**Excerpt from a dataset**
==*==

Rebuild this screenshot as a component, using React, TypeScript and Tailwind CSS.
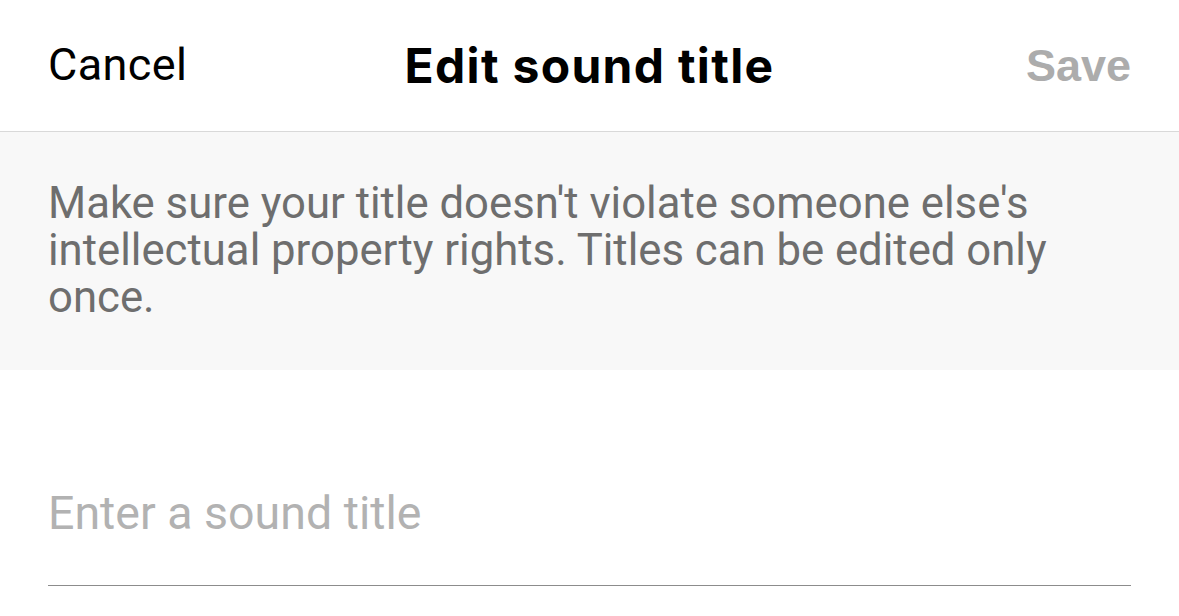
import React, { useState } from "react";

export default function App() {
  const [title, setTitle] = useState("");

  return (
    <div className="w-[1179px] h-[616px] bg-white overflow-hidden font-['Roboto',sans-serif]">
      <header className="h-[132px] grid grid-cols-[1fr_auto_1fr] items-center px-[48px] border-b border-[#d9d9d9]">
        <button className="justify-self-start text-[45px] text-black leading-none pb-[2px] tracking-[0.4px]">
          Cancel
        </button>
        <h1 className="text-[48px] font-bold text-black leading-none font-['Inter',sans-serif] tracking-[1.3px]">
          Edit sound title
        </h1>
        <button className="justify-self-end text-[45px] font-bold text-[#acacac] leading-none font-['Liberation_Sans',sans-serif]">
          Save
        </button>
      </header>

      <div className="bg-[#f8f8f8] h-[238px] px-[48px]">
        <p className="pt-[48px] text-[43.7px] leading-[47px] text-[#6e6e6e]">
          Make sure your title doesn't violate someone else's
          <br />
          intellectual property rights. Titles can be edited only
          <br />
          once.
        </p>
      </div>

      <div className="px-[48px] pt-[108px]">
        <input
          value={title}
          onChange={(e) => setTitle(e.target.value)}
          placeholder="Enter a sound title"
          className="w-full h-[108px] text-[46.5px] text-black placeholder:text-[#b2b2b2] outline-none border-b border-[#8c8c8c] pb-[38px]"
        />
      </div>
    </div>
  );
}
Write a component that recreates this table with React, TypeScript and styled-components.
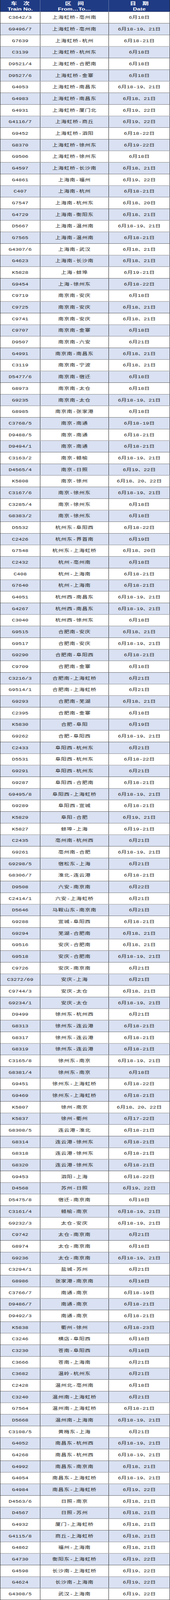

==*==

**Your task**
Pull out all lines containing "component".

**Output for this task**
Rebuild this screenshot as a component, using React, TypeScript and Tailwind CSS.
Write a component that recreates this table with React, TypeScript and styled-components.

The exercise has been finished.